As paisagens distorsem-se quando o carro se mantém constantemente em alta velocidade. Amores que se tornariam importantes minguam diante da janela. A visão de quem só vive correndo não alcança os instantes sublimes que estão escondidos nos pequenos gestos cotidianos: abraçar para acolher, beijar para curar, olhar nos olhos para conhecer, perdoar para salvar, amar para viver. A flexão e relação desses verbos ficam perdidas nos ponteiros do velocímetro.

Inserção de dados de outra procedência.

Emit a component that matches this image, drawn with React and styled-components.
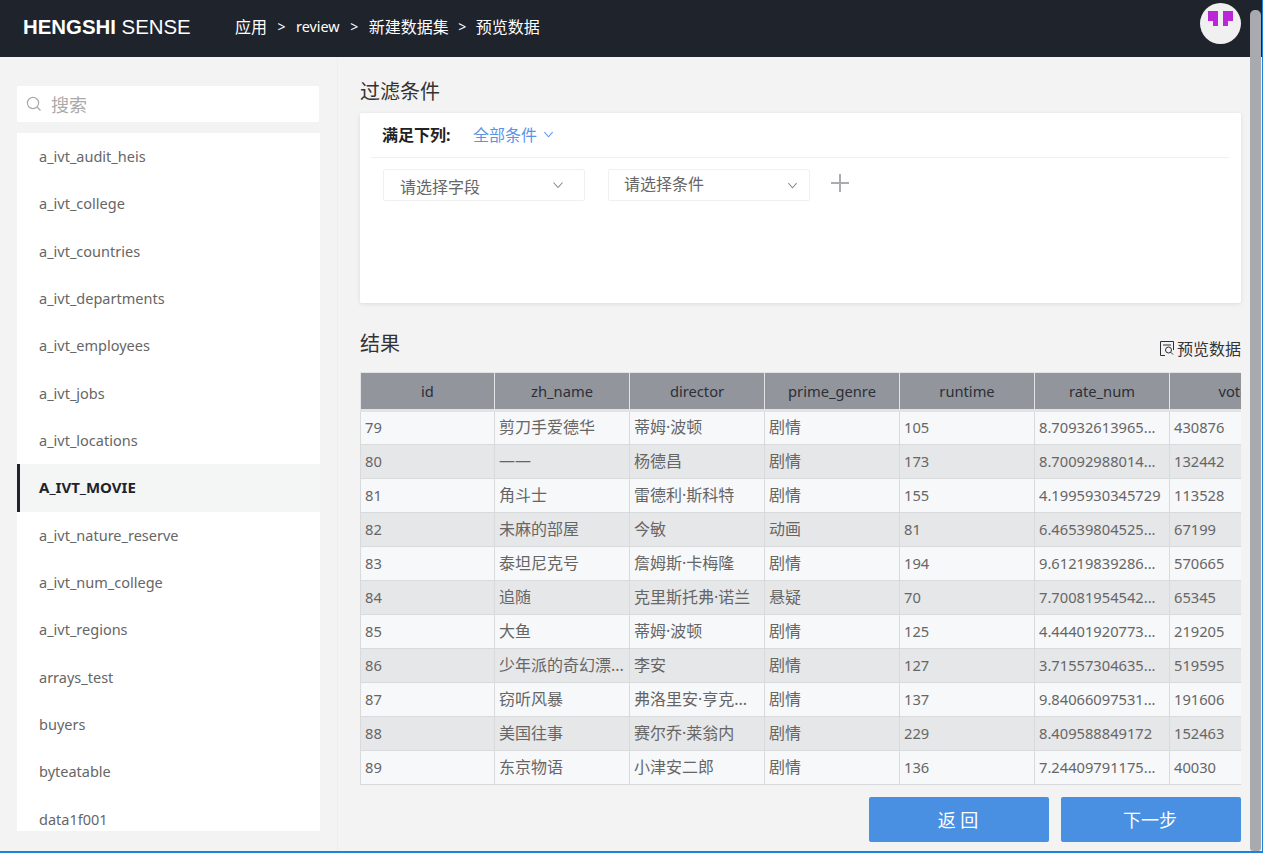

O perigo na estrada é constante. Estamos na contramão de nossos sonhos, fazendo a curva onde deveríamos seguir em frente, retornando quando nosso coração pede para ir adiante. Nossas placas de sinalização estão invertidas. Há sinais de “estacionamento proibido” em muitos corações que precisam ser ocupados. O “não vire a esquerda” está constantemente posicionado dentro. É preciso reavaliar nossas leis de trânsito, arejar o código adotado para transitar pelas estradas. No semáforo da vida, vamos ligar o sinal vermelho para o que nos impede de ser feliz, manter o amarelo diante de cruzamentos perigosos e dar o verde para nós mesmos.

segunda-feira, 5 de outubro de 2009

Algo mais

A mulher, elegante e bem vestida, sai sozinha de casa para ir jantar em um restaurante cinco estrelas. Dizem que a solidão só é bem vinda quando adotada por opção; não era o caso dela. Após escolher uma mesa no fundo do local, onde pudesse disfarçar - além da falta de um amigo ou namorado - a ausência de brilho no olhar, sentou-se. O garçon se aproximou da jovem rica mais pobre que já conhecera, anotou seu pedido e lhe perguntou:
“Algo mais, senhora?”.

“Sim, por favor, inclua no meu pedido algumas doses de bom humor. Já esqueci a cor do meu sorriso. Não vi no cardápio, mas se pudesse providenciar uma generosa refeição de amor próprio, ficaria muito grata. Minha dieta cotidiana consiste em gastar as calorias do corpo. Note que não estou gorda. Mentira. Minhas gorduras estão alojadas na alma e, se você conseguisse me enxergar por dentro, perceberia que preciso rapidamente fazer um regime. Estou entupida do que é dos outros: gestos, ideias, a velha mania de querer agradar... Não há mais espaço em minha vida para eu mesma”.

Ela pensou, mas não disse.

O rapaz vai ao motel com a namorada. Formam um casal há um ano, mas já faz algum tempo que a relação está vazia, sendo povoada apenas pelo sexo e pelo prazer, que servem como soluções temporárias para problemas que se transformaram em permanentes. Quando terminam de transar, a garota pergunta: “Algo mais, amor?”.

“Queria que fôssemos capazes de trocar mais que carícias e beijos. Trocar um conselho, uma confissão, uma cena de rua que nos chamou a atenção, uma sugestão de um livro interessante. Queria que fôssemos corajosos o suficiente para liberar mais que a libido. Liberar um ao outro da imposição da presença, da obrigação de ser o melhor ‘qualquer coisa’, da sensação que essa solidão acompanhada nos provoca. Queria que fôssemos sensíveis o bastante para sentir outro tipo de prazer. O prazer de assistir um bom filme, de viajar juntos através de uma leitura agradável, de rir do nosso próprio ridículo quando o caos da cidade parece querer nos abduzir. Queria que nossa relação voltasse a ser ocupada por quem realmente importa: eu e você”.

Ele ficou em silêncio, mas gritou.

A cozinheira quer algo mais que um bom salário, a esposa necessita de algo mais que um anel de brilhantes, o namorado deseja algo mais que um terno, a mãe precisa de algo mais que um liquidificador, o amigo anseia algo mais que uma camisa, a menina sonha com algo mais que uma transa.

Um beijo de boa noite escreve algo belo em um dia que passaria em branco. Um pedaço de atenção completa um espaço vazio dentro de nós. Estar embalado no abraço de quem se ama não tem preço. Um instante sublime que se mantém alheio ao tempo ameniza nossa saudade. O algo mais de que precisamos está muito perto. Basta um pouco de doçura para percebê-lo.